NextGen Firewalls and the Cyber Business Cycle
volume xviii - issue 3
Firewall companies are midway through a technology refresh cycle that began in early 2017. This is common in the IT sector. All businesses go through growth cycles when sales are robust, and then fade a little. Those who make it through a full cycle emerge with stronger product platforms and services. The new technology achievements in cyber worthy of attention live in what is called a Next Generation Firewall (NGFW). New Edge Analytics believes these new and updated features are a good proxy for the direction of the cybersecurity industry as a whole.

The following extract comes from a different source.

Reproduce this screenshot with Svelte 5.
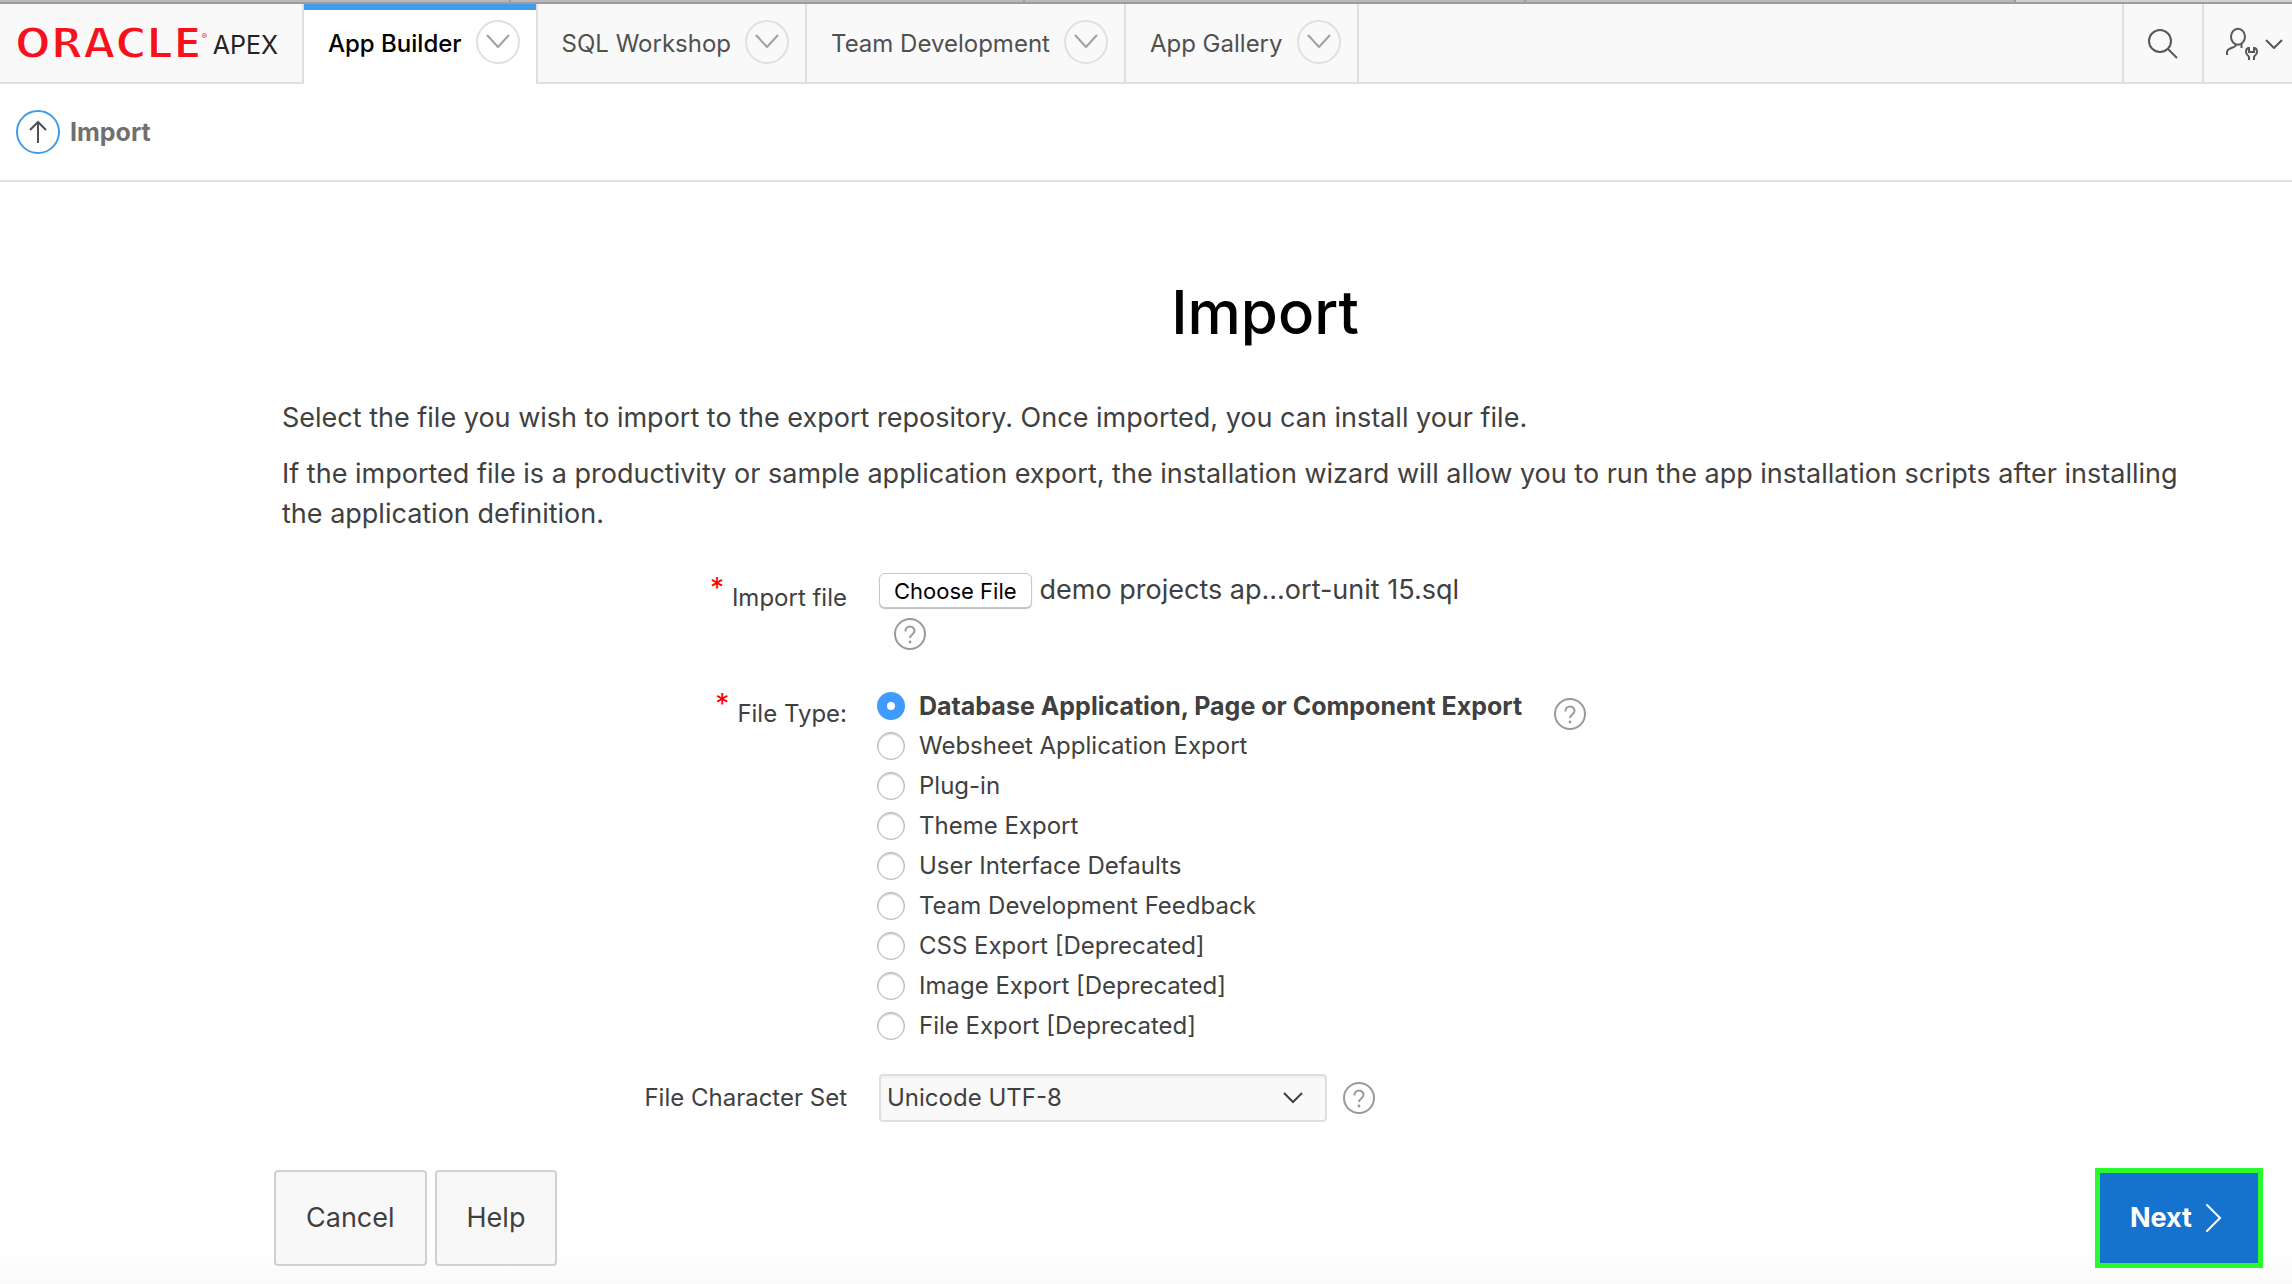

Cyber is a fragmented and consolidating industry and a big spend for IT departments. Sales and order growth are likely to slow down in the next twelve months after the bulk of the new firewall hardware and related apps are installed. Now is a good time to benchmark the new features. Despite a plethora of cyber solutions and the thousands of companies working in the space, those companies that make the firewalls and have an application framework to peer with third-party software developers have the upper hand.
Palo Alto Networks (NASDAQ: PANW) is a New Edge Gold Performance company. A gold performer is a company whose metrics are cream of the crop, with better financial performance than 90% of its peers over the past 26-weeks (half a year). Gold Performance is a ranking that NEA awards based on data from financial reports and computer models, aggressive growth in sales and earnings, price and volume trading patterns of the stock, news releases and comments from the management team.
PANW has the financial depth to do it all – an application firewall, central and distributed controls for security equipment, encryption with a VPN (virtual private network) interface, traditional packet and port analysis, and endpoint management. Cloud security at PANW is only a five-year-old effort. They must adapt quickly to build market share to address increasing competition from Amazon Web Services, Microsoft Azure and Google Cloud.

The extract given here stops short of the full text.